Fri Mar 22, 2019 at 11:22 am
Jaap van Zweden, Matthias Goerne and John Adams take a bow following the New York Philharmonic performance of Adams' "The Wound Dresser" Thursday night. Photo: Chris Lee

Jaap van Zweden, Matthias Goerne and John Adams take a bow following the New York Philharmonic performance of Adams’ “The Wound Dresser” Thursday night. Photo: Chris Lee

Thursday night’s New York Philharmonic concert at David Geffen Hall seemed at first relatively modest, a kind of good-music-played-well evening. But nearly hidden in plain sight were some fascinating ideas about the orchestra, and America’s place in classical music.

With Jaap van Zweden conducting, the Philharmonic played music of Charles Ives, John Adams and Brahms. With Brahms’ Symphony No. 1 at the end, the concert provided an offbeat take on the traditional overture/concerto/symphony program—opening with Ives’ Central Park in the Dark, then Matthias Goerne singing Adams’ The Wound-Dresser before the Brahms First.

Central Park in the Dark is part of the Philharmonic’s institutional history. Beyond it being about life in New York City—Ives was living at 65 Central Park West one he wrote it—the work is indelibly associated with the orchestra and Leonard Bernstein, via two classic recordings. There’s a mise-en-abyme of complexity—the Philharmonic began with a mission to emulate European culture in America’s leading city during a time when the country was too young to feel confident in the quality of its own culture; and it was Ives who shrugged off European aesthetics and traditions to forge a new American art music.

Yet Central Park in the Dark is not nationalistic; it’s impressionistic, a sonic recreation of strolling along the park at night, hearing music drifting from homes and saloons, witnessing a carriage eaccident, all wrapped in Ives’ mystic chords of memory.

The Philharmonic sounded superb in this piece under van Zweden’s direction. The interpretation was more contemplative than raucous, and Ives’ drifting, distant chords were delicate and strong, incandescent but also cool and steely, like transparent silk pulled taught.

From Ives’ memories came Walt Whitman’s, via Adams. Whitman’s poem, “The Wound-Dresser,” comes out of his experience as a nurse, tending to wounded Civil War soldiers, young men for whom he felt tremendous tenderness and compassion, and even longing, facing their maimed bodies without qualms.

Firmer in form and harmonies, it also has some of the dream-like drift heard in Ives. The dark, round weight of Goerne’s voice quietly pushed each edge of emotion to an extreme point, so that the major key transformation late in the piece had tremendous power. The solo playing from concertmaster Frank Huang and principal trumpet Christopher Martin was exquisite—each had a beautiful tone and brought out deep expression in the music.

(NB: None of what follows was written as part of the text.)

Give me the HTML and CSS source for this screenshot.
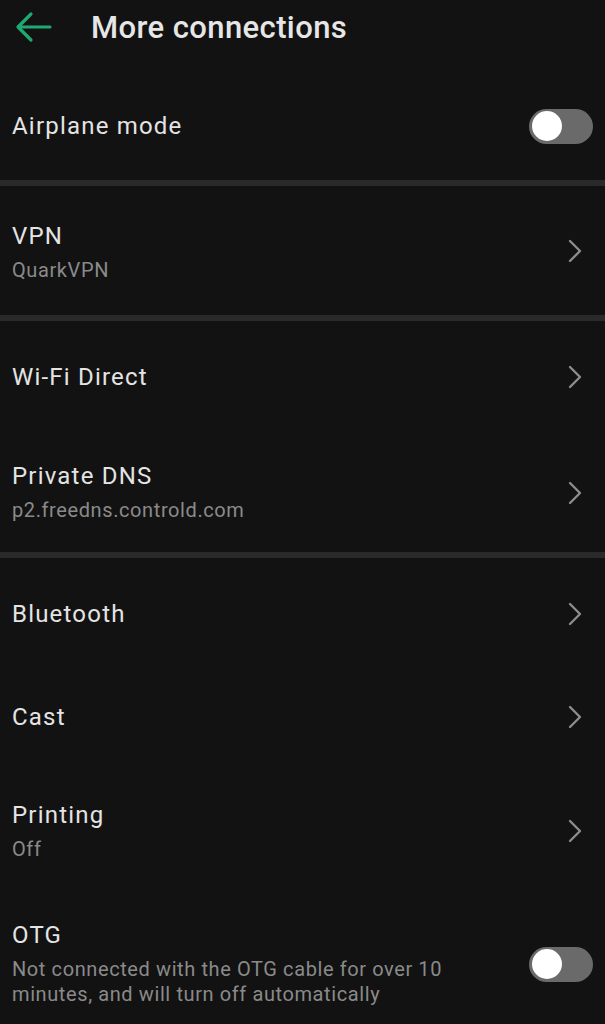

Brahms’ symphony is famous for being one of the most difficult works the composer produced, in that the creative process was long and arduous. Though the quality is close to that of his friend Schumann, Brahms had to work for more than a decade to pull away from the intimidating influence of Beethoven.

Brahms didn’t favor the results. The constant quality of his music is a warm, plangent, bittersweet sympathy, but the First Symphony is also full of clotted feelings, not least the stabbing timpani tattoos in the beginning. Despite the anxiety of influence which is plain in Brahms’ variation on Beethoven’s “Ode to Joy” in the final movement, there is still plenty of his own personality to tease out.

And that van Zweden and the Philharmonic did. In the fraught outer movements, the conductor did a subtle and effective thing with an understated pace and phrasing, keeping a strong and flowing pulse while having the strings play a fraction behind the beat, just enough to turn possible anxiety into a feeling of concentrated determination. That and the big, gorgeous sound that he has been cultivating in the orchestra—black grosgrain strings, pearly flutes, and sun-bronzed brass—made this a considerably lovely experience.

The interior movements are a respite from the outsized feelings of the opening and the conclusion. With van Zweden keeping the roughest qualities at a distance, these sounded more integrated into the full form than usual. The performance teased out the Schumann-esque quality of a long, lyrical line that connected through each movement. That may not always be there in most performances of this work but one clearly heard it Thursday.

The Philharmonic was one of the first American orchestras to play the symphony, and with that the concert closed a circle and opened up another. Ives came out from under the influence of Brahms to become an American composer, a New Yorker, and an important part of the Philharmonic’s history—Adams stands out Ives’ shoulders and sees back to the romantic era,  in a program that nicely marked 100 years of incredible music.

This program repeats at 8 p.m. Saturday and 7:30 p.m. Tuesday, March 26.

One Response to “Philharmonic explores a fresh, illuminating line from Brahms to Ives and Adams”

  1. Posted Mar 30, 2019 at 1:51 pm by betty Korson

    I was terribly moved by the John Adams piece, and entranced by the Ives Central Park music. The Brahms took my breath away. I think the conductor is a dynamic,force and I look forward to hearing many m ore of his choices to perform with the orchestra.